═════ INFORMATION SUPPLIED ═════

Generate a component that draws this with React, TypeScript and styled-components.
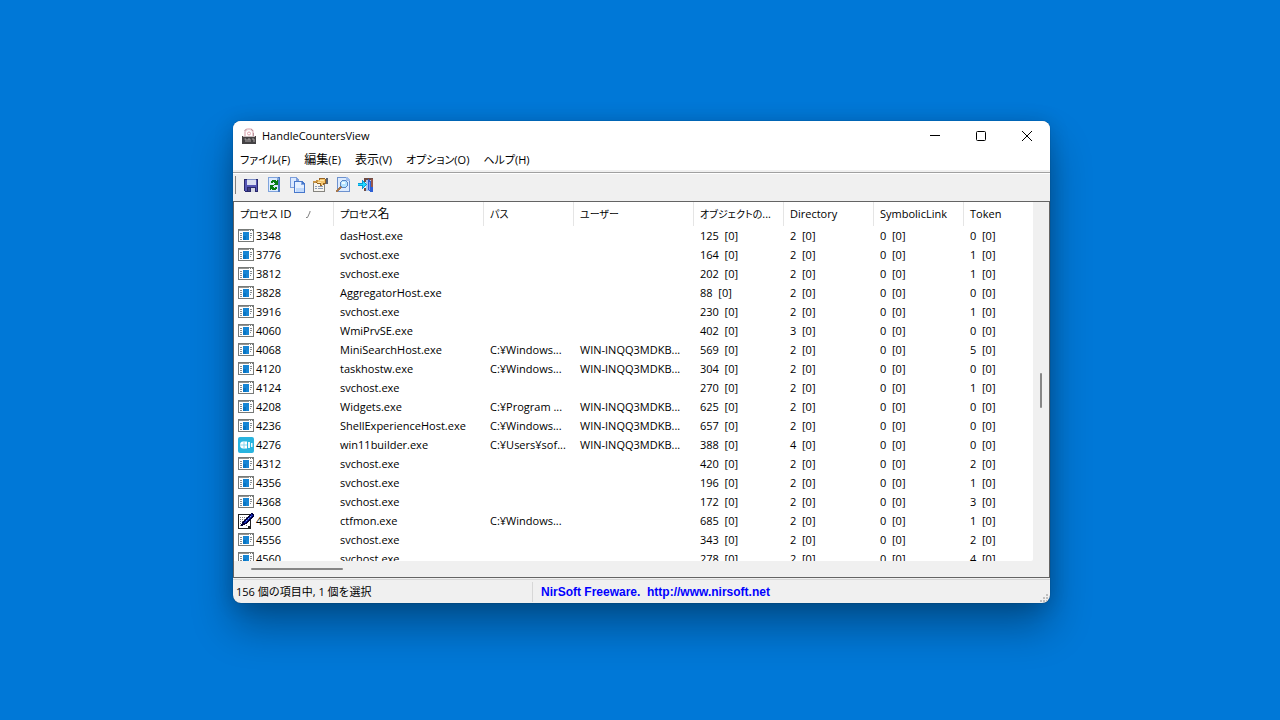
import React from "react";
import styled, { createGlobalStyle } from "styled-components";

const GlobalStyle = createGlobalStyle`
  *, *::before, *::after { box-sizing: border-box; }
  body {
    margin: 0;
    background: #0078d7;
    color: #000;
    font-family: "Open Sans", "Noto Sans CJK JP", sans-serif;
    font-size: 11px;
    line-height: 20px;
  }
  button {
    margin: 0;
    padding: 0;
    border: 0;
    background: none;
    color: inherit;
    font: inherit;
  }
`;

const Desktop = styled.main`
  display: flex;
  align-items: center;
  justify-content: center;
  min-height: 100vh;
  padding: 4px 0 0 3px;
  background: #0078d7;
`;

const Window = styled.section`
  display: flex;
  flex-direction: column;
  width: 100%;
  max-width: 817px;
  overflow: hidden;
  border-radius: 8px;
  background: #f0f0f0;
  box-shadow: 0 0 1px rgba(0, 0, 0, 0.6), 0 24px 42px rgba(0, 0, 0, 0.32), 0 2px 20px rgba(0, 0, 0, 0.16);
`;

const TitleBar = styled.header`
  display: flex;
  align-items: center;
  height: 29px;
  padding-left: 8px;
  background: #fff;
`;

const Title = styled.h1`
  flex: 1;
  margin: 0 0 0 5px;
  font-size: 11px;
  font-weight: 400;
`;

const CaptionButton = styled.button`
  display: flex;
  align-items: center;
  justify-content: center;
  width: 46px;
  height: 29px;
`;

const Kana = styled.span<{ $small?: boolean }>`
  font-size: ${(p) => (p.$small ? "10px" : "11px")};
  font-feature-settings: "palt";
`;

const Kanji = styled.span`
  font-size: 12px;
`;

const MenuBar = styled.nav`
  display: flex;
  gap: 14px;
  height: 20px;
  padding-left: 7px;
  background: #fff;
`;

const MenuItem = styled.button`
  height: 20px;
  white-space: nowrap;
`;

const MenuEdge = styled.div`
  height: 2px;
  background: #f0f0f0;
`;

const ToolBar = styled.div`
  display: flex;
  align-items: center;
  gap: 7px;
  height: 29px;
  padding: 0 0 4px 2px;
  border-top: 1px solid #a0a0a0;
  box-shadow: inset 0 1px #fff;
`;

const Grip = styled.span`
  width: 1px;
  height: 18px;
  background: #808080;
`;

const ToolButton = styled.button`
  display: flex;
  width: 16px;
  height: 16px;
`;

const ListView = styled.div`
  display: grid;
  grid-template-columns: 1fr 16px;
  grid-template-rows: 359px 16px;
  border: 1px solid #646464;
`;

const Viewport = styled.div`
  overflow: hidden;
  border-bottom-right-radius: 2px;
  background: #fff;
`;

const Table = styled.table`
  width: 100%;
  table-layout: fixed;
  border-collapse: separate;
  border-spacing: 0;
`;

const HeadCell = styled.th`
  height: 24px;
  padding: 0 0 0 6px;
  border-right: 1px solid #e5e5e5;
  font-weight: 400;
  text-align: left;
  white-space: nowrap;
  overflow: hidden;
  &:last-child { border-right: 0; }
`;

const SortMark = styled.svg`
  margin-left: 15px;
`;

const Cell = styled.td`
  height: 19px;
  padding: 0 0 0 6px;
  line-height: 19px;
  white-space: pre;
  overflow: hidden;
`;

const IdCell = styled(Cell)`
  padding-left: 4px;
`;

const IdContent = styled.span`
  display: flex;
  align-items: center;
  gap: 2px;
`;

const VerticalBar = styled.div`
  display: flex;
  justify-content: center;
  padding-top: 171px;
`;

const HorizontalBar = styled.div`
  display: flex;
  align-items: center;
  padding-left: 17px;
`;

const Thumb = styled.span<{ $vertical?: boolean }>`
  width: ${(p) => (p.$vertical ? "2px" : "92px")};
  height: ${(p) => (p.$vertical ? "35px" : "2px")};
  border-radius: 1px;
  background: #868686;
`;

const StatusBar = styled.footer`
  display: flex;
  align-items: stretch;
  height: 25px;
  padding-top: 3px;
  border-top: 1px solid #f0f0f0;
  box-shadow: inset 0 1px #d7d7d7;
`;

const StatusText = styled.span`
  width: 300px;
  height: 20px;
  padding-left: 3px;
  border-right: 1px solid #d7d7d7;
`;

const StatusLink = styled.a`
  flex: 1;
  padding-left: 8px;
  color: #0000ff;
  font-family: "Liberation Sans", sans-serif;
  font-size: 12px;
  font-weight: 700;
  text-decoration: none;
  white-space: pre;
`;

const SizeGrip = styled.svg`
  align-self: flex-end;
  margin: 0 2px 1px 0;
`;

const Icon = ({ children }: { children: React.ReactNode }) => (
  <svg width="16" height="16" viewBox="0 0 16 16" shapeRendering="crispEdges" aria-hidden="true">
    {children}
  </svg>
);

const AppIcon = () => (
  <svg width="16" height="16" viewBox="0 0 16 16" aria-hidden="true">
    <path d="M4 9V4.500C4 2 6 1 8 1s4 1 4 3.500V9" fill="none" stroke="#e9ccd2" strokeWidth="2" />
    <path d="M3.500 3l2-2M10 1l2 2M12.500 5v3" fill="none" stroke="#b9959d" />
    <circle cx="8" cy="5.500" r="1.500" fill="#fff" stroke="#dfa3ae" />
    <rect x="1" y="8" width="14" height="8" fill="#444244" />
    <path d="M2 8.500h12" stroke="#c9bcbf" />
    <path d="M3.500 11h1.500v3M7 14v-3h2v3M11 11h2v3" fill="none" stroke="#a9a4a6" />
  </svg>
);

const SaveIcon = () => (
  <Icon>
    <path d="M1 2h14v13H2l-1-1z" fill="#28286c" />
    <path d="M2 3h12v11H2z" fill="#5656b4" />
    <path d="M4 2h9v6H4z" fill="#d9def2" />
    <path d="M4 2h9v1H4z" fill="#7f8fc7" />
    <path d="M4 10h9v5H4z" fill="#28286c" />
    <path d="M8 11h4v4H8z" fill="#d6d8e4" />
    <path d="M5 11h2v3H5z" fill="#41417f" />
  </Icon>
);

const RefreshIcon = () => (
  <Icon>
    <path d="M2 0h12v15H2z" fill="#7fa3dc" />
    <path d="M3 1h10v13H3z" fill="#dcebff" />
    <path d="M12 0h2v15h-2z" fill="#4c78c0" />
    <path d="M11 1h2v2h-2z" fill="#86a8de" />
    <path d="M5 4h1V3h4v1h1V3h1v5H8V7h1V6H8V5H7v1H5z" fill="#087d16" />
    <path d="M4 8h4v1H7v1h1v1h1v-1h2v2h-1v1H6v-1H5v1H4z" fill="#087d16" />
  </Icon>
);

const CopyIcon = () => (
  <Icon>
    <path d="M1 0h7l2 3v8H1z" fill="#7c9edb" />
    <path d="M2 1h5v3h2v6H2z" fill="#dbe9ff" />
    <path d="M5 4h8l3 3v9H5z" fill="#4777cb" />
    <path d="M6 5h6v3h3v7H6z" fill="#e5f0ff" />
    <path d="M7 11h8v4H7z" fill="#c1d9fb" />
    <path d="M12 5h1v2h2v1h-3z" fill="#86a9e2" />
  </Icon>
);

const PropertiesIcon = () => (
  <Icon>
    <path d="M1 5h12v10H1z" fill="#85847f" />
    <path d="M2 6h10v8H2z" fill="#f7f5ef" />
    <path d="M3 9h2v1H3zM6 9h5v1H6zM3 11h2v1H3zM6 11h5v1H6z" fill="#8a9cb9" />
    <path d="M4 3h3V1h6v1h3v5h-4v1h-2v1H8V7H5V6H4z" fill="#966322" />
    <path d="M5 3h3V2h5v4h-2v2H9V6H5z" fill="#f2c36c" />
    <path d="M1 4h3V3h2v2H4v1H1z" fill="#c79445" />
    <path d="M14 1h2v6h-2z" fill="#576174" />
    <path d="M8 3h4v1H8zM6 5h3v1H6z" fill="#ffe6a6" />
  </Icon>
);

const FindIcon = () => (
  <Icon>
    <path d="M2 0h10l3 3v12H2z" fill="#6d91ce" />
    <path d="M3 1h8v3h3v10H3z" fill="#dcebff" />
    <path d="M11 0h1l3 3v1h-4z" fill="#9fbdec" />
    <path d="M7 3h4v1h1v1h1v4h-1v1h-1v1H7v-1H6V9H5V5h1V4h1z" fill="#5b86c4" />
    <path d="M7 4h4v1h1v4h-1v1H7V9H6V5h1z" fill="#b5e3ff" />
    <path d="M7 5h3v2H7z" fill="#effbff" />
    <path d="M5 9h1v1h1v1H6v1H5v1H4v1H3v1H1v-2h1v-1h1v-1h1v-1h1z" fill="#a7784d" />
  </Icon>
);

const ExitIcon = () => (
  <Icon>
    <path d="M6 1h9v2H8v2H6zM6 11h2v3H6z" fill="#704c44" />
    <path d="M8 3h5v11H8z" fill="#a9c6ee" />
    <path d="M13 2h2v13h-2z" fill="#97584b" />
    <path d="M10 2l3 2v12l-3-3z" fill="#2e5fd4" />
    <path d="M11 5h1v8h-1z" fill="#79a0f4" />
    <path d="M13 10h2v5h-2z" fill="#2e5fd4" />
    <path d="M0 6h4V3h1v1h1v1h1v1h1v1h1v1H8v1H7v1H6v1H5v1H4V9H0z" fill="#0798d8" />
    <path d="M0 7h5V5h1v1h1v1h1v1H7v1H6v1H5V8H0z" fill="#20dcff" />
  </Icon>
);

const ProgramIcon = () => (
  <Icon>
    <path d="M0 1h16v13H0z" fill="#777a78" />
    <path d="M1 3h14v10H1z" fill="#fff" />
    <path d="M1 2h10v1H1z" fill="#929492" />
    <path d="M11 2h1v1h-1zM13 2h1v1h-1z" fill="#fff" />
    <path d="M2 5h2v1H2zM2 7h2v1H2zM2 9h2v1H2zM2 11h2v1H2zM12 5h2v1h-2zM12 7h2v1h-2zM12 9h1v1h-1z" fill="#868b8e" />
    <path d="M5 4h6v8H5z" fill="#1685d4" />
    <path d="M5 8h3v4H5z" fill="#0875c4" />
  </Icon>
);

const BuilderIcon = () => (
  <svg width="16" height="16" viewBox="0 0 16 16" aria-hidden="true">
    <rect width="16" height="16" rx="2" fill="#28b4df" />
    <path d="M5 4.500h4v7H5c-4 0-4-7 0-7z" fill="#fff" />
    <path d="M10 5h2v6h-2zM13 6h1.500v4H13z" fill="#e7f8fd" />
    <path d="M2 8h7M6 5v6" stroke="#8ad6ee" />
  </svg>
);

const PenIcon = () => (
  <Icon>
    <path d="M0 1h13v15H0z" fill="#222" />
    <path d="M1 2h11v11h-2v2H1z" fill="#fff" />
    <path d="M2 4h1v1H2zM4 4h1v1H4zM6 4h1v1H6zM8 4h1v1H8zM2 6h1v1H2zM4 6h1v1H4zM6 6h1v1H6zM2 8h1v1H2zM4 8h1v1H4zM2 10h1v1H2zM2 12h1v1H2zM8 12h1v1H8z" fill="#777" />
    <path d="M13 0h2v1h1v3h-1v1h-1v1h-1v1h-1v1h-1v1h-1v1H9v1H7v1H5v1H3v-2h1V9h1V8h1V7h1V6h1V5h1V4h1V3h1V2h1V1h1z" fill="#00003c" />
    <path d="M13 1h1v1h1v1h-1v1h-1v1h-1v1h-1v1h-1v1H9v1H8v1H6V9h1V8h1V7h1V6h1V5h1V4h1V3h1z" fill="#1628b8" />
    <path d="M12 3h1v1h-1zM10 5h1v1h-1zM8 7h1v1H8z" fill="#7aa2ff" />
  </Icon>
);

type RowKind = "program" | "builder" | "pen";
type Row = [string, string, string, string, number, number, number, number, RowKind?];

const USER = "WIN-INQQ3MDKB...";
const WINDOWS = "C:¥Windows...";

const rows: Row[] = [
  ["3348", "dasHost.exe", "", "", 125, 2, 0, 0],
  ["3776", "svchost.exe", "", "", 164, 2, 0, 1],
  ["3812", "svchost.exe", "", "", 202, 2, 0, 1],
  ["3828", "AggregatorHost.exe", "", "", 88, 2, 0, 0],
  ["3916", "svchost.exe", "", "", 230, 2, 0, 1],
  ["4060", "WmiPrvSE.exe", "", "", 402, 3, 0, 0],
  ["4068", "MiniSearchHost.exe", WINDOWS, USER, 569, 2, 0, 5],
  ["4120", "taskhostw.exe", WINDOWS, USER, 304, 2, 0, 0],
  ["4124", "svchost.exe", "", "", 270, 2, 0, 1],
  ["4208", "Widgets.exe", "C:¥Program ...", USER, 625, 2, 0, 0],
  ["4236", "ShellExperienceHost.exe", WINDOWS, USER, 657, 2, 0, 0],
  ["4276", "win11builder.exe", "C:¥Users¥sof...", USER, 388, 4, 0, 0, "builder"],
  ["4312", "svchost.exe", "", "", 420, 2, 0, 2],
  ["4356", "svchost.exe", "", "", 196, 2, 0, 1],
  ["4368", "svchost.exe", "", "", 172, 2, 0, 3],
  ["4500", "ctfmon.exe", WINDOWS, "", 685, 2, 0, 1, "pen"],
  ["4556", "svchost.exe", "", "", 343, 2, 0, 2],
  ["4560", "svchost.exe", "", "", 278, 2, 0, 4],
];

const menus: { key: string; label: React.ReactNode }[] = [
  { key: "(F)", label: <Kana>ファイル</Kana> },
  { key: "(E)", label: <Kanji>編集</Kanji> },
  { key: "(V)", label: <Kanji>表示</Kanji> },
  { key: "(O)", label: <Kana>オプション</Kana> },
  { key: "(H)", label: <Kana>ヘルプ</Kana> },
];

const tools: [string, () => React.ReactElement][] = [
  ["保存", SaveIcon],
  ["更新", RefreshIcon],
  ["コピー", CopyIcon],
  ["プロパティ", PropertiesIcon],
  ["検索", FindIcon],
  ["終了", ExitIcon],
];

const rowIcons: Record<RowKind, () => React.ReactElement> = {
  program: ProgramIcon,
  builder: BuilderIcon,
  pen: PenIcon,
};

const columnWidths = [100, 150, 90, 120, 90, 90, 90];

export default function App() {
  return (
    <>
      <GlobalStyle />
      <Desktop>
        <Window>
          <TitleBar>
            <AppIcon />
            <Title>HandleCountersView</Title>
            <CaptionButton aria-label="最小化">
              <svg width="10" height="10" viewBox="0 0 10 10" shapeRendering="crispEdges">
                <path d="M0 4h10v1H0z" />
              </svg>
            </CaptionButton>
            <CaptionButton aria-label="最大化">
              <svg width="10" height="10" viewBox="0 0 10 10">
                <rect x="0.500" y="0.500" width="9" height="9" rx="1" fill="none" stroke="#000" />
              </svg>
            </CaptionButton>
            <CaptionButton aria-label="閉じる">
              <svg width="10" height="10" viewBox="0 0 10 10">
                <path d="M0 0l10 10M10 0L0 10" stroke="#000" />
              </svg>
            </CaptionButton>
          </TitleBar>
          <MenuBar>
            {menus.map(({ key, label }) => (
              <MenuItem key={key}>
                {label}
                {key}
              </MenuItem>
            ))}
          </MenuBar>
          <MenuEdge />
          <ToolBar role="toolbar">
            <Grip />
            {tools.map(([label, Glyph]) => (
              <ToolButton key={label} aria-label={label}>
                <Glyph />
              </ToolButton>
            ))}
          </ToolBar>
          <ListView>
            <Viewport>
              <Table>
                <colgroup>
                  {columnWidths.map((width, i) => (
                    <col key={i} width={width} />
                  ))}
                  <col />
                </colgroup>
                <thead>
                  <tr>
                    <HeadCell>
                      <Kana $small>プロセス</Kana> ID
                      <SortMark width="5" height="7" viewBox="0 0 5 7" aria-hidden="true">
                        <path d="M0 6.500h1.500L4 1v-1" fill="none" stroke="#808080" />
                      </SortMark>
                    </HeadCell>
                    <HeadCell><Kana $small>プロセス</Kana><Kanji>名</Kanji></HeadCell>
                    <HeadCell><Kana $small>パス</Kana></HeadCell>
                    <HeadCell><Kana $small>ユーザー</Kana></HeadCell>
                    <HeadCell><Kana $small>オブジェクトの</Kana>...</HeadCell>
                    <HeadCell>Directory</HeadCell>
                    <HeadCell>SymbolicLink</HeadCell>
                    <HeadCell>Token</HeadCell>
                  </tr>
                </thead>
                <tbody>
                  {rows.map(([id, name, path, user, objects, dirs, links, tokens, kind = "program"]) => {
                    const Glyph = rowIcons[kind];
                    return (
                      <tr key={id}>
                        <IdCell>
                          <IdContent>
                            <Glyph />
                            {id}
                          </IdContent>
                        </IdCell>
                        <Cell>{name}</Cell>
                        <Cell>{path}</Cell>
                        <Cell>{user}</Cell>
                        {[objects, dirs, links, tokens].map((count, i) => (
                          <Cell key={i}>{`${count}  [0]`}</Cell>
                        ))}
                      </tr>
                    );
                  })}
                </tbody>
              </Table>
            </Viewport>
            <VerticalBar>
              <Thumb $vertical />
            </VerticalBar>
            <HorizontalBar>
              <Thumb />
            </HorizontalBar>
          </ListView>
          <StatusBar>
            <StatusText>156 個の項目中, 1 個を選択</StatusText>
            <StatusLink href="http://www.nirsoft.net">{"NirSoft Freeware.  http://www.nirsoft.net"}</StatusLink>
            <SizeGrip width="8" height="8" viewBox="0 0 8 8" shapeRendering="crispEdges" aria-hidden="true">
              <path d="M6 0h2v2H6zM3 3h2v2H3zM6 3h2v2H6zM0 6h2v2H0zM3 6h2v2H3zM6 6h2v2H6z" fill="#bfbfbf" />
            </SizeGrip>
          </StatusBar>
        </Window>
      </Desktop>
    </>
  );
}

═════

### DESCRIPTION OF THE TASK
Find the lines containing "components" and pull them out.

### WORKED ANSWER
Generate a component that draws this with React, TypeScript and styled-components.
import styled, { createGlobalStyle } from "styled-components";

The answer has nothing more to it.